Monday, July 24, 2017

My Years With Proust - Day 513

   Moreover, it was not only the sea at the close of day that existed for me in Albertine, but at times the drowsy murmur of the sea upon the shore on moonlit nights.  For sometimes, when I got up to fetch a book from my father's study, my mistress, having asked my permission to lie down while I was out of the room, was so tired after her long outing in the morning and afternoon in the open air that, even if I had been away for a moment only, when I returned I found her asleep and did not wake her.  Stretched out at full length on my bed, in an  attitude so natural that no art could have devised it, she reminded me of a long blossoming stem that had been laid there; and so in a sense she was: the faculty of dreaming, which I possessed only in her absence, I recovered at such moments in her presence, as though by falling asleep she had become a plant.  In this way, her sleep realised to a certain extent the possibility of love: alone, I could think of her, but I missed her, I did not possess her; when she was present, I spoke to her, but was too absent from myself to be able to think of her; when she was asleep, I no longer had to talk, I knew that I was no longer observed by her, I no longer needed to live on the surface of myself.
   By shutting her eyes, by losing consciousness, Albertine had stripped off, one after another, the different human personalities with which she had deceived me ever since the day when I had first made her acquaintance.  She was animated now only by the unconscious life of plants. of trees, a life more different from my own, more alien, and yet one that belonged more to me.  Her personality was no constantly escaping, as when we talked, by the outlets of her unacknowledged thoughts and of her eyes.
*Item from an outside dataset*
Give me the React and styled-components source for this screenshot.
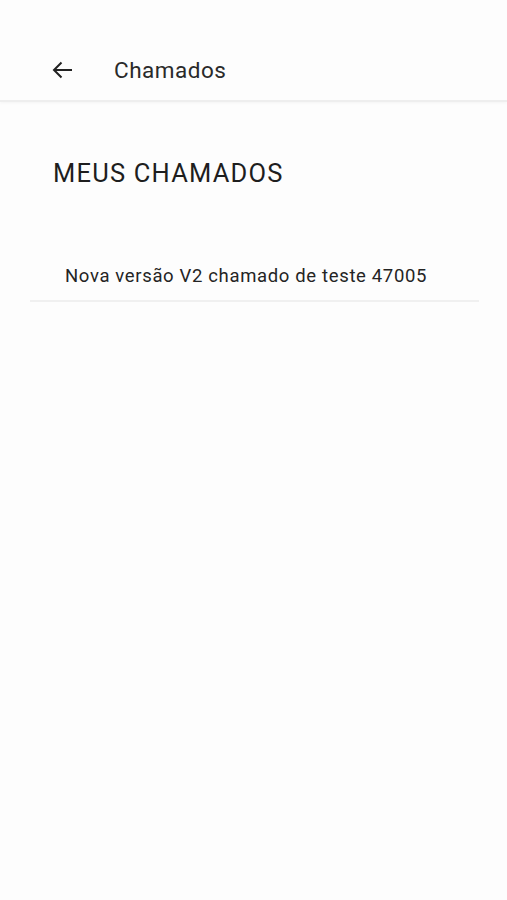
import styled, { createGlobalStyle } from 'styled-components'

const GlobalStyle = createGlobalStyle`
  html, body {
    margin: 0;
    padding: 0;
    background: #fdfdfd;
    font-family: Roboto, "Noto Sans", sans-serif;
  }
`

const Screen = styled.div`
  min-height: 900px;
  background: #fdfdfd;
  color: #222;
`

const Header = styled.header`
  height: 102px;
  display: flex;
  align-items: center;
  padding: 40px 0 0 50px;
  box-sizing: border-box;
  border-bottom: 2px solid #eeeeee;
  box-shadow: 0 1px 3px rgba(0, 0, 0, 0.04);
`

const BackButton = styled.button`
  border: none;
  background: none;
  padding: 0;
  width: 26px;
  height: 26px;
  display: flex;
  align-items: center;
  justify-content: center;
  color: #222;
`

const Title = styled.h1`
  margin: 0 0 0 38px;
  font-size: 22.5px;
  font-weight: 400;
  letter-spacing: 0.5px;
  color: #2a2a2a;
`

const Content = styled.main`
  padding: 56px 28px 0 30px;
`

const SectionTitle = styled.h2`
  margin: 0 0 0 23px;
  font-size: 25.5px;
  font-weight: 400;
  color: #1e1e1e;
  letter-spacing: 1.2px;
`

const List = styled.ul`
  list-style: none;
  margin: 65px 0 0;
  padding: 0;
`

const Item = styled.li`
  padding: 12px 0 13px 35px;
  font-size: 18.5px;
  letter-spacing: 0.65px;
  color: #242424;
  border-bottom: 2px solid #f0f0f0;
`

function BackArrow() {
  return (
    <svg width="24" height="24" viewBox="0 0 24 24" fill="none">
      <path d="M21 12H3.5M10.5 4.5L3 12l7.5 7.5" stroke="currentColor" strokeWidth="2" />
    </svg>
  )
}

export default function App() {
  const chamados = ['Nova versão V2 chamado de teste 47005']

  return (
    <>
      <GlobalStyle />
      <Screen>
        <Header>
          <BackButton aria-label="Voltar">
            <BackArrow />
          </BackButton>
          <Title>Chamados</Title>
        </Header>
        <Content>
          <SectionTitle>MEUS CHAMADOS</SectionTitle>
          <List>
            {chamados.map((c) => (
              <Item key={c}>{c}</Item>
            ))}
          </List>
        </Content>
      </Screen>
    </>
  )
}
She had called back into herself everything of her that lay outside, had withdrawn, enclosed, reabsorbed herself into her body.  In keeping it in front of my eyes, in hands, I had an impression of possessing her entirely which I never had when she was awake.  Her life was submitted to me, exhaled towards me its gentle breath.
   I listened to this murmuring, mysterious emanation, soft as a sea breeze, magical as a gleam of moonlight, that was her sleep.  So long as it lasted, I was free to dream about her and yet at the same time to look at her, and, when that sleep grew deeper, to touch, to kiss her.  What I felt then as a love as pure, as immaterial, as mysterious, as if I had been in the presence of those inanimate creatures which are the beauties of nature.  And indeed, as soon as her sleep became at all deep, she ceased to be merely the plant that she had been; her sleep, on the margin of which I remained musing, with a fresh delight of which I never tired, which I could have gone on enjoying indefinitely, was to me a whole landscape.  Her sleep brought within my reach something as serene, as sensually delicious as those nights of full moon on the bay of Balbec, calm as a lake over which the branches barely stir, where, stretched out upon the sand, one could listen for hours on end to the surf breaking and receding.
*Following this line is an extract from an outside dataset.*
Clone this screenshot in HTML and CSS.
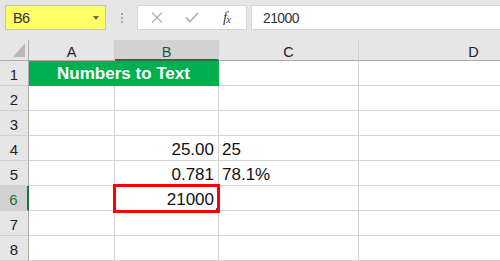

   On entering the room, I would remain standing in the doorway, not venturing to make a sound, and hearing none but that of her breath rising to expire upon her lips at regular intervals, like the reflux of the sea, but drowsier and softer.  And at the moment when my ear absorbed that divine sound, I felt that there was condensed in it the whole person, the whole life of the charming captive outstretched before my eyes. . . .
   I spend many a charming evening talking and playing with Albertine, but none so delicious as when I was watching her sleep. . .
Marcel Proust, The Captive, pp. 63-65

I suppose every one of us has at one time or another been so much in love that we would stay awake solely to watch our lover sleep.  When I was with the LBG we both eventually had to admit that we were both guilty of doing it (including, of course, the classic early romance standard of whispering in their ear that you love them - it must have taken, we almost got married).  In the section above Proust devotes a goodly amount of time, although not by Proustian standards, discussing watching Albertine sleep.  "In this way, her sleep realised to a certain extent the possibility of love: alone, I could think of her, but I missed her, I did not possess her; when she was present, I spoke to her, but was too absent from myself to be able to think of her; when she was asleep, I no longer had to talk, I knew that I was no longer observed by her, I no longer needed to live on the surface of myself."  Like all lovers Proust feels very closed to his beloved at that moment, although more because he feels that she's not lying to him.  Once again, we see the passivity of Albertine, as she asks for his permission to stretch out on his bed, and, for that matter, even his description of her refers to her as a plant.  However, he is also referring to his beauty: "What I felt then as a love as pure, as immaterial, as mysterious, as if I had been in the presence of those inanimate creatures which are the beauties of nature."  I guess I would argue that Proust, and, well, hell, all of us probably, watch our sleeping lovers because we at that time able to be both close to them but also continue to create in our minds an imaginary personality for them.